Each week this column is going to offer you a male/female perspective on things affecting college students. You’ve heard enough from your parents and read enough self-help articles and books.  But you never seem to hear much from peers. Its mostly people out of the loop who claim to “know” how to deal with the challenges we face. But do they really? After all, they don’t have to fret over a Bio exam, a club meeting, practice, a paper to write, three books to read, parents back home and a significant other to worry about.

We’re college students just like you, which is to say we’re pretty much experts on how to juggle. Sometimes though, we all need an extra little boost here and there, so we are here to give you tried-and-true tips that we use ourselves. Our advice might not help everyone, and we aren’t trained professionals, but you don’t have much to lose by giving it a shot. This week we will touch on stress management.

KD: Do something constructive to keep your mind active. When you take a break from working, don’t completely veg out. Deactivating like that can make it a lot harder to get yourself back on track.  I play tons of Boggle to keep me engaged. Do Sudoku or play an instrument—anything that engages your mind.

BAM: I’m going to disagree slightly with Kat here. While being constructive during a break can be helpful for some, some of you may find you just need to get away from using your head for a while. Playing a video game, or just watching TV—doing anything totally mindless can give your mind a break to recharge, allowing you to be more refreshed and attack your tasks with a relieved head.

KD: Stay active. Walking around or hitting the gym not only gives you a change of scenery, but the extra exercise will shoot endorphins all around your body, making you feel better. A physical outlet releases your body’s tension and can be extremely helpful.

BAM: Make a to-do list. For me, there isn’t anything much more rewarding than being able to strike something off my list. It also helps all you forgetful types.

KD: Give yourself set study and break times. For example, tell yourself you’re going to study for 45 minutes and then take a 15-minute break. Scheduling your time this way gives you a bit of an incentive and helps you work on your discipline. Getting that work out of the way beforehand makes your break all the more rewarding. You’ll feel less stressed because of what you’ve accomplished.

BAM: Talk, or write, it out. I vent to my friends and family all the time, and frankly, even if its whiny, just giving someone my lists of grievances and starting a pity party actually makes me feel better. So revel in your misery and then go get some work done.

KD: Move your room around. Having a change of scenery, even just inside your room, gives you a new perspective on things, and for whatever reason, has always helped me. Before college, I had to change my room at home around at least once a month. Moving things around your room spices it up a bit and keeps your surroundings, and mind, fresh.

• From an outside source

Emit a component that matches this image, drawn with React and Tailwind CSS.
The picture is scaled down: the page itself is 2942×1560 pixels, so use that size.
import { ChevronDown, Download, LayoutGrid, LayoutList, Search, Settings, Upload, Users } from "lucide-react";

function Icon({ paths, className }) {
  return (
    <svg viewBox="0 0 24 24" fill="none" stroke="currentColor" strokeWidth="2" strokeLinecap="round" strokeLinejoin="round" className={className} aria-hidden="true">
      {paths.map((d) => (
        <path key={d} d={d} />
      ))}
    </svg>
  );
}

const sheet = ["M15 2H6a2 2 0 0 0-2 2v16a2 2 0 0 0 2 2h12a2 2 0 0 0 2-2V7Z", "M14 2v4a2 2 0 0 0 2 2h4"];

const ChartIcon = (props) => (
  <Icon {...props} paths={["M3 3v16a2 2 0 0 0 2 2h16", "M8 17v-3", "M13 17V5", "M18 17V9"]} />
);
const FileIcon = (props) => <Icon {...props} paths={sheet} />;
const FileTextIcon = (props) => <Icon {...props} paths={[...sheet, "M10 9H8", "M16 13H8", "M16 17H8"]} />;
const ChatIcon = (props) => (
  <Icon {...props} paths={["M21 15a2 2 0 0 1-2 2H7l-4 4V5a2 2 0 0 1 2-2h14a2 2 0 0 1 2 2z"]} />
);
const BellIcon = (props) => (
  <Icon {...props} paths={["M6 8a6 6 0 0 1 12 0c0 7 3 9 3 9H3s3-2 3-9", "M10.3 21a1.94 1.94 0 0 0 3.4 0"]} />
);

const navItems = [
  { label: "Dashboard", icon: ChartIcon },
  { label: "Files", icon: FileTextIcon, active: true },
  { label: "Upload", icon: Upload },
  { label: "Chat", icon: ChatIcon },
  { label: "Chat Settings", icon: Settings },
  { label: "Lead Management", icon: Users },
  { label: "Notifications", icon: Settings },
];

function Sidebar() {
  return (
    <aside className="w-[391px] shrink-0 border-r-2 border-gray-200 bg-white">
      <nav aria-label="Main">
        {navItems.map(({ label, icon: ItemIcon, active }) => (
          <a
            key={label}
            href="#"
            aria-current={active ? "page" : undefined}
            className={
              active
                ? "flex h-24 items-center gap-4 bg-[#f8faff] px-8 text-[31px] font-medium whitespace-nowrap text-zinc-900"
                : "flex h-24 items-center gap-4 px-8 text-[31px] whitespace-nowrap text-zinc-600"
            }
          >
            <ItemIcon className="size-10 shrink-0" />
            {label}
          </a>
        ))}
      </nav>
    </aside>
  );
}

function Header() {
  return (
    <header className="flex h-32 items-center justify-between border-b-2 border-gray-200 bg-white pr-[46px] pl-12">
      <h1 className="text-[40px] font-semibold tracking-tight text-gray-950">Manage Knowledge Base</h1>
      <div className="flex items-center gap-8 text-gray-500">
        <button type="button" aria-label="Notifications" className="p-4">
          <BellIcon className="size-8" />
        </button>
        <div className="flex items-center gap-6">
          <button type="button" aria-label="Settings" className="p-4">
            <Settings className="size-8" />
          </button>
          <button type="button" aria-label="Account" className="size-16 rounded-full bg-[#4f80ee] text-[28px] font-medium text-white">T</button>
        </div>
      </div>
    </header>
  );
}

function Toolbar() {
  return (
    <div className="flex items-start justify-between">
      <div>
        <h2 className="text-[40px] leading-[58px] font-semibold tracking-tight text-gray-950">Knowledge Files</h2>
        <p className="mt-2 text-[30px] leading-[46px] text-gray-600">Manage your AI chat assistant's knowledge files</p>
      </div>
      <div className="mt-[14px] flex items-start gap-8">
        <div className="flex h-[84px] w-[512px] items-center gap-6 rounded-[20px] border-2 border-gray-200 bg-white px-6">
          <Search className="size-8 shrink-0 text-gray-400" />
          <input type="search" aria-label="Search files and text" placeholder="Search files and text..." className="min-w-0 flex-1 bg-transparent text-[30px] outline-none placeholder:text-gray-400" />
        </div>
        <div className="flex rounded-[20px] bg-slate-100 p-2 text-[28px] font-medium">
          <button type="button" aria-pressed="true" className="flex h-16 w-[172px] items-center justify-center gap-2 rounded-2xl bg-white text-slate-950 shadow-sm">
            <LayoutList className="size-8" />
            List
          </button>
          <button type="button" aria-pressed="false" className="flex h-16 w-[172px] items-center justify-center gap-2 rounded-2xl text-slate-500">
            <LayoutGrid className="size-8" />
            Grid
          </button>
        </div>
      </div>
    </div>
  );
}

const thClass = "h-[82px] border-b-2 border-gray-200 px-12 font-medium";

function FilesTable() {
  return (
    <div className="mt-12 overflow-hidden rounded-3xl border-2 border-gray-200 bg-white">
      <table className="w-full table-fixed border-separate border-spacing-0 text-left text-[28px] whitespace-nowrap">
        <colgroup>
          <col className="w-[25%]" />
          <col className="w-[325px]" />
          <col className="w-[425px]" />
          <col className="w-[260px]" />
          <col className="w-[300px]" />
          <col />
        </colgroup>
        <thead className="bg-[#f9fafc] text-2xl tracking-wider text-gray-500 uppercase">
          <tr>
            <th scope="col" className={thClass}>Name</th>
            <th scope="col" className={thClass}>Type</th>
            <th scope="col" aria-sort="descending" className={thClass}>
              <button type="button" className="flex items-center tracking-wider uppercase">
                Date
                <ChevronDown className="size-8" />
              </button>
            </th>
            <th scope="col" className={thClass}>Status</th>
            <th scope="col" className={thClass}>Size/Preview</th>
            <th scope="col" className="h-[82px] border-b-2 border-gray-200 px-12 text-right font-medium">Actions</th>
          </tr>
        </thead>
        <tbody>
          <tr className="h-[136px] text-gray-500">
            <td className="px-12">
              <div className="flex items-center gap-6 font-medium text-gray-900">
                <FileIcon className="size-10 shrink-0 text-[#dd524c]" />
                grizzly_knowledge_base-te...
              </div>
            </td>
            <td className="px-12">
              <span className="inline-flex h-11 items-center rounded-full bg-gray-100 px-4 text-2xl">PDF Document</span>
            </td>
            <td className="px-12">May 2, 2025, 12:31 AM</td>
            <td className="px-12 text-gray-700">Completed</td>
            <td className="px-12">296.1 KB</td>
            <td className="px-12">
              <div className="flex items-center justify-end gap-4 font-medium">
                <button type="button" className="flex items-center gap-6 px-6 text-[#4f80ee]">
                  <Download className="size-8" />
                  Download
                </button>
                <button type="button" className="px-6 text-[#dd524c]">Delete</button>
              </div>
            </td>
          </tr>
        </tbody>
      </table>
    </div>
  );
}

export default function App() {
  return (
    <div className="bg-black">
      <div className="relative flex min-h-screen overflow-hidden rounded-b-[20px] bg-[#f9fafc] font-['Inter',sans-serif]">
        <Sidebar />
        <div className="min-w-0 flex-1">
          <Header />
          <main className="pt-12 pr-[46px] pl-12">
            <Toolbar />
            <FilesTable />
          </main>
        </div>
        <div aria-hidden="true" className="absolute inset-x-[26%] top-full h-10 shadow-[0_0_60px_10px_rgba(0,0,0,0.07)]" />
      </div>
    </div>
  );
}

BAM: Carry something in your pocket that serves as a sort of lighting rod for stress. I carry a smooth river rock. No matter how hard I squeeze it, I’ll never crush it (and if I do I should probably get that checked out). It gives me something solid to hold on to and help me find my place. You might find that you work better with a paper clip to bend around or a ring to spin on your finger. Not to sound all “new age”, but a lot of times having something to dump all your negative energy into is really relaxing.

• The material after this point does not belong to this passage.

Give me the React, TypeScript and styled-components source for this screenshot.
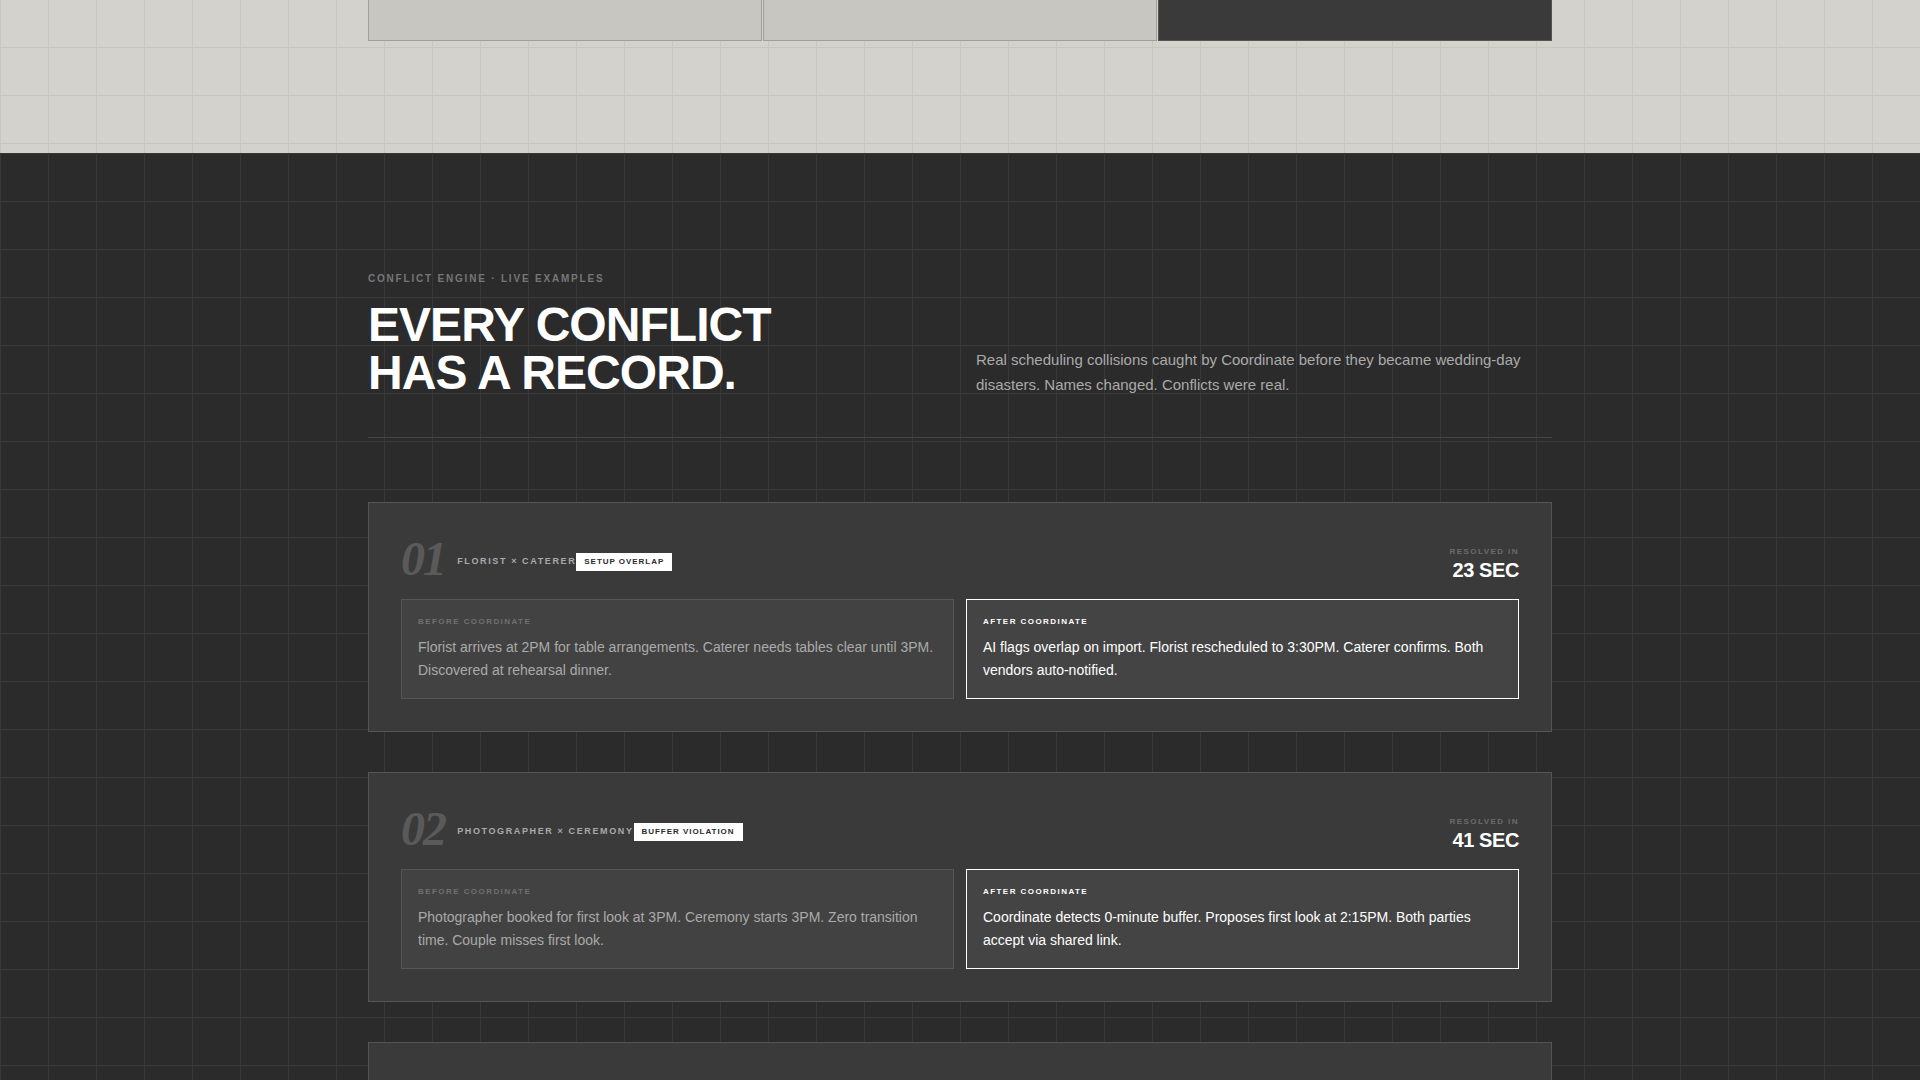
import React from "react";
import styled, { createGlobalStyle } from "styled-components";

const sans = `"Liberation Sans", Arial, Helvetica, sans-serif`;
const serif = `"Liberation Serif", "Times New Roman", serif`;

const GlobalStyle = createGlobalStyle`
  *, *::before, *::after { box-sizing: border-box; }
  body {
    margin: 0;
    background: #2b2b2b;
    color: #ffffff;
    font-family: ${sans};
    font-size: 16px;
  }
  h2, h3, p { margin: 0; }
`;

const Page = styled.main`
  display: flex;
  flex-direction: column;
  height: 100vh;
  overflow: hidden;
`;

const Container = styled.div`
  max-width: 1280px;
  margin: 0 auto;
  padding: 0 48px;
`;

const gridLines = (color: string) => `
  background-image:
    linear-gradient(${color} 1px, transparent 1px),
    linear-gradient(90deg, ${color} 1px, transparent 1px);
  background-size: 48px 48px;
`;

const LightSection = styled.section`
  flex: none;
  padding-bottom: 112px;
  background-color: #d4d2cc;
  ${gridLines("#c8c6c0")}
  background-position: 0 -1px;
`;

const Tiles = styled.div`
  display: grid;
  grid-template-columns: repeat(3, 1fr);
  gap: 1px;
`;

const Tile = styled.div<{ $dark?: boolean }>`
  min-height: 41px;
  background: ${(p) => (p.$dark ? "#3a3a3a" : "#c8c6c0")};
  border: 1px solid ${(p) => (p.$dark ? "#555555" : "#a09e9a")};
  border-top: 0;
`;

const DarkSection = styled.section`
  flex: 1;
  min-height: 0;
  padding: 120px 0;
  background-color: #2b2b2b;
  ${gridLines("#383838")}
`;

const SectionHead = styled.header`
  display: grid;
  grid-template-columns: 1fr 1fr;
  gap: 32px;
  align-items: end;
  padding-bottom: 40px;
  margin-bottom: 64px;
  border-bottom: 1px solid #444444;
`;

const Eyebrow = styled.p`
  margin-bottom: 16px;
  font-size: 10px;
  font-weight: 700;
  line-height: 12px;
  letter-spacing: 0.18em;
  text-transform: uppercase;
  color: #777777;
`;

const Title = styled.h2`
  font-size: 48px;
  font-weight: 700;
  line-height: 48px;
  letter-spacing: -0.02em;
  text-transform: uppercase;
`;

const Intro = styled.p`
  font-size: 15px;
  line-height: 25px;
  color: #aaaaaa;
`;

const CardList = styled.div`
  display: flex;
  flex-direction: column;
  gap: 40px;
`;

const Card = styled.article`
  min-height: 230px;
  padding: 32px;
  background: #3a3a3a;
  border: 1px solid #555555;
`;

const CardHead = styled.div`
  display: flex;
  justify-content: space-between;
  align-items: flex-end;
  margin-bottom: 16px;
`;

const CardTitle = styled.div`
  display: flex;
  align-items: center;
  gap: 12px;
`;

const Index = styled.span`
  font-family: ${serif};
  font-size: 48px;
  font-style: italic;
  font-weight: 700;
  line-height: 48px;
  letter-spacing: -0.04em;
  color: #5a5a5a;
`;

const Labels = styled.div`
  padding-top: 2px;
  line-height: 26px;
`;

const Parties = styled.h3`
  display: inline;
  font-size: 9px;
  font-weight: 700;
  letter-spacing: 0.18em;
  text-transform: uppercase;
  color: #aaaaaa;
`;

const Tag = styled.span`
  display: inline-block;
  padding: 3px 8px;
  background: #ffffff;
  color: #2b2b2b;
  font-size: 8px;
  font-weight: 700;
  line-height: 12px;
  letter-spacing: 0.12em;
  text-transform: uppercase;
`;

const Resolved = styled.div`
  text-align: right;
`;

const SmallLabel = styled.p<{ $color: string }>`
  font-size: 8px;
  font-weight: 700;
  line-height: 12px;
  letter-spacing: 0.18em;
  text-transform: uppercase;
  color: ${(p) => p.$color};
`;

const Duration = styled.p`
  font-size: 20px;
  font-weight: 700;
  line-height: 25px;
  letter-spacing: -0.02em;
`;

const Comparison = styled.div`
  display: grid;
  grid-template-columns: 1fr 1fr;
  gap: 12px;
`;

const Panel = styled.section<{ $after?: boolean }>`
  display: flex;
  flex-direction: column;
  gap: 8px;
  padding: 16px;
  background: ${(p) => (p.$after ? "#444444" : "#424242")};
  border: 1px solid ${(p) => (p.$after ? "#ffffff" : "#555555")};
  color: ${(p) => (p.$after ? "#ffffff" : "#aaaaaa")};
`;

const PanelText = styled.p`
  font-size: 14px;
  line-height: 23px;
`;

type Conflict = {
  index: string;
  parties: string;
  tag: string;
  duration: string;
  before: string;
  after: string;
};

const conflicts: Conflict[] = [
  {
    index: "01",
    parties: "Florist × Caterer",
    tag: "Setup Overlap",
    duration: "23 SEC",
    before:
      "Florist arrives at 2PM for table arrangements. Caterer needs tables clear until 3PM. Discovered at rehearsal dinner.",
    after:
      "AI flags overlap on import. Florist rescheduled to 3:30PM. Caterer confirms. Both vendors auto-notified.",
  },
  {
    index: "02",
    parties: "Photographer × Ceremony",
    tag: "Buffer Violation",
    duration: "41 SEC",
    before:
      "Photographer booked for first look at 3PM. Ceremony starts 3PM. Zero transition time. Couple misses first look.",
    after:
      "Coordinate detects 0-minute buffer. Proposes first look at 2:15PM. Both parties accept via shared link.",
  },
];

function ConflictCard({ index, parties, tag, duration, before, after }: Conflict) {
  return (
    <Card>
      <CardHead>
        <CardTitle>
          <Index>{index}</Index>
          <Labels>
            <Parties>{parties}</Parties>
            <Tag>{tag}</Tag>
          </Labels>
        </CardTitle>
        <Resolved>
          <SmallLabel $color="#6c6c6c">Resolved in</SmallLabel>
          <Duration>{duration}</Duration>
        </Resolved>
      </CardHead>
      <Comparison>
        <Panel>
          <SmallLabel $color="#707070">Before Coordinate</SmallLabel>
          <PanelText>{before}</PanelText>
        </Panel>
        <Panel $after>
          <SmallLabel $color="#ffffff">After Coordinate</SmallLabel>
          <PanelText>{after}</PanelText>
        </Panel>
      </Comparison>
    </Card>
  );
}

export default function App() {
  return (
    <>
      <GlobalStyle />
      <Page>
        <LightSection>
          <Container>
            <Tiles>
              <Tile />
              <Tile />
              <Tile $dark />
            </Tiles>
          </Container>
        </LightSection>
        <DarkSection>
          <Container>
            <SectionHead>
              <div>
                <Eyebrow>Conflict Engine · Live Examples</Eyebrow>
                <Title>
                  Every conflict
                  <br />
                  has a record.
                </Title>
              </div>
              <Intro>
                Real scheduling collisions caught by Coordinate before they became wedding-day
                disasters. Names changed. Conflicts were real.
              </Intro>
            </SectionHead>
            <CardList>
              {conflicts.map((c) => (
                <ConflictCard key={c.index} {...c} />
              ))}
              <Card />
            </CardList>
          </Container>
        </DarkSection>
      </Page>
    </>
  );
}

KD: Don’t get too comfy. Whenever I get into pj’s and hop into bed with a book, I never seem to get as much done as when I’m at my desk wearing school clothes. Use your resources, like the library, to help you stay focused on studying instead of looking at Facebook when something actually needs to get done.

BAM: Take a breather! Get your feet on the floor so you feel anchored, instead of feeling like a lost balloon. Figure out where you are in the world and ask yourself if what you’re worrying about is actually a present reality, (are you really failing English?) or if you’re just giving yourself an unnecessarily hard time.

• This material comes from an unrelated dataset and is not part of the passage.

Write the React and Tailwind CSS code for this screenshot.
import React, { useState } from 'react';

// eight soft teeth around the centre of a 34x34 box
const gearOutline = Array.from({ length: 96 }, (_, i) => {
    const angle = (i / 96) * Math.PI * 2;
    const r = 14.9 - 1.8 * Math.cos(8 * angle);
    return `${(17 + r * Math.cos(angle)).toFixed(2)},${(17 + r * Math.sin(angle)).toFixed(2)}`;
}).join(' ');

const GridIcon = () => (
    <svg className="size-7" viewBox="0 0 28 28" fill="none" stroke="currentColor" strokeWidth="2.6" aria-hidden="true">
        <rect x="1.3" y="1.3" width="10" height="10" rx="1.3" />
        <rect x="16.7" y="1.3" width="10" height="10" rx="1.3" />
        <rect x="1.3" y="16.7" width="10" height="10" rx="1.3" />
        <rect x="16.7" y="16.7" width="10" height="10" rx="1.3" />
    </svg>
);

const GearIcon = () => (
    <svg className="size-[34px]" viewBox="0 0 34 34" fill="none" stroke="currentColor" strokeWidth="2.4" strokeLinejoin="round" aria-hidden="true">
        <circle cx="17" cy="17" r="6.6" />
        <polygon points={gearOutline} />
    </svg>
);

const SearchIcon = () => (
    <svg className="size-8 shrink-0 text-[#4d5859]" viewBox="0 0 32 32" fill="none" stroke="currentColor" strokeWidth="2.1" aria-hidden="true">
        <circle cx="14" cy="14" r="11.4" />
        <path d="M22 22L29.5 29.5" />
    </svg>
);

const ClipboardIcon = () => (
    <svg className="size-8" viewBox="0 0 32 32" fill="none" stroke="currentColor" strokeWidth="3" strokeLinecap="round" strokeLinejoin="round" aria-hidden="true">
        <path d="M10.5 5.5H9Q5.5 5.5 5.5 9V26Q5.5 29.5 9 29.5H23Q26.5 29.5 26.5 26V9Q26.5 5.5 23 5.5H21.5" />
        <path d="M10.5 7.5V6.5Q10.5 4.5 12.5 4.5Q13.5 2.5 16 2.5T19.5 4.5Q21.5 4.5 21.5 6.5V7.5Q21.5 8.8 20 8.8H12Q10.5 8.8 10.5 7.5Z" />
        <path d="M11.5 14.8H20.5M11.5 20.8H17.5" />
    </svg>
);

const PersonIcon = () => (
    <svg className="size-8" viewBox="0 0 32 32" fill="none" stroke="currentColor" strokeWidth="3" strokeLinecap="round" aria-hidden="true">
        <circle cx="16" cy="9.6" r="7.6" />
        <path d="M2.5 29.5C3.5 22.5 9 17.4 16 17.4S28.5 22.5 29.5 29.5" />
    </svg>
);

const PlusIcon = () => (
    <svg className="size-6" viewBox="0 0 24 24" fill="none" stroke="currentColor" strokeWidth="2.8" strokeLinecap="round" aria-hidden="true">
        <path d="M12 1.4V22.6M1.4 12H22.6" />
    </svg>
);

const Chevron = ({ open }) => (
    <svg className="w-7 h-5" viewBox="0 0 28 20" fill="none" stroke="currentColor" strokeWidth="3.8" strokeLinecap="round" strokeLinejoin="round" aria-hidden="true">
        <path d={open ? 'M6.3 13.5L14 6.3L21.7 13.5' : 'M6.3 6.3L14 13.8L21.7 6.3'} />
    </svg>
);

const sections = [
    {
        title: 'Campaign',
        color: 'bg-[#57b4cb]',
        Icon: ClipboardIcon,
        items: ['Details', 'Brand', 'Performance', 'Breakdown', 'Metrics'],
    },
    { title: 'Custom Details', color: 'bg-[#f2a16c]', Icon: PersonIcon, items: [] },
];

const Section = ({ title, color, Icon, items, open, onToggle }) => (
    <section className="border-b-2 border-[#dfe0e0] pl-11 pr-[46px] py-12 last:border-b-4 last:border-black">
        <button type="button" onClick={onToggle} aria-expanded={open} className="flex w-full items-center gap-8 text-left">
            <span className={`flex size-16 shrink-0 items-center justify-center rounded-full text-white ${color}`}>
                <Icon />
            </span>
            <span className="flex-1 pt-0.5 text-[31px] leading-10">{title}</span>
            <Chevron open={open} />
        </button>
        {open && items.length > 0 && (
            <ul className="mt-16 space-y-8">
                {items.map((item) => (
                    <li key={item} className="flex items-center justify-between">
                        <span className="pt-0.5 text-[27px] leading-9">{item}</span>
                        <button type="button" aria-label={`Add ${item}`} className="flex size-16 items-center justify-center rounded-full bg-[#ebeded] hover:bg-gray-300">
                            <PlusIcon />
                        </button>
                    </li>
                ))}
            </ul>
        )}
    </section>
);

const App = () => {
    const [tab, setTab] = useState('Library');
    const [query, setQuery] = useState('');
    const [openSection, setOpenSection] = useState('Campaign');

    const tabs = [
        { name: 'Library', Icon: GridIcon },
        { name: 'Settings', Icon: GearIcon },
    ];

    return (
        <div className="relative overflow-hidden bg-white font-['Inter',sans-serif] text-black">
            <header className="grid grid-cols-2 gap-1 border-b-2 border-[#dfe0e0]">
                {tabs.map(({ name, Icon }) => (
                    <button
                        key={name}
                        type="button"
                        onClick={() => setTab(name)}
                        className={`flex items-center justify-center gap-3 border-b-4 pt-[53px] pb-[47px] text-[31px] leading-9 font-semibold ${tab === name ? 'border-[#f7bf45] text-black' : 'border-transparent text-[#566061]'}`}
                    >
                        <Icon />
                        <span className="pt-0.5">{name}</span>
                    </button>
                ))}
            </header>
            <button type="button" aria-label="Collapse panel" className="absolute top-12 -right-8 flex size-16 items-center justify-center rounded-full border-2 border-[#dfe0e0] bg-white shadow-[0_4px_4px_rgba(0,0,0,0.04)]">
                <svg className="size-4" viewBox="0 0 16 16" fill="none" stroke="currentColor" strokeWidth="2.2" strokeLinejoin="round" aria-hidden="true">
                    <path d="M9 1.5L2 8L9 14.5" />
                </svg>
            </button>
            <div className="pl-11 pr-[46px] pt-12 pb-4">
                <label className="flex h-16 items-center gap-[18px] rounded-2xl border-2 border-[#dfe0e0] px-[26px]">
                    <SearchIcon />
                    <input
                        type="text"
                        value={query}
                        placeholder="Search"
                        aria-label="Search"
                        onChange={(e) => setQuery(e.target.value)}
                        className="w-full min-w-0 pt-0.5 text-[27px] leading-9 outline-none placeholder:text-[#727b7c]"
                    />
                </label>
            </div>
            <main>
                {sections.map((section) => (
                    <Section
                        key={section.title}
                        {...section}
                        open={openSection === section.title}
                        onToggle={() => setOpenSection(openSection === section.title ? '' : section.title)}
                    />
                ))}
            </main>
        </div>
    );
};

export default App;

Hopefully our list will help you shake all the new semester jitters. Settling back in can be incredibly overwhelming, but remember above all else that you aren’t the only one feeling that way. Chances are your roommate or your friend in the back of Chem class is freaking out about it too. Take a minute and try out what we’ve said here. Modify it as you see fit. Good luck, and have a great semester. We’ll be with you the whole way.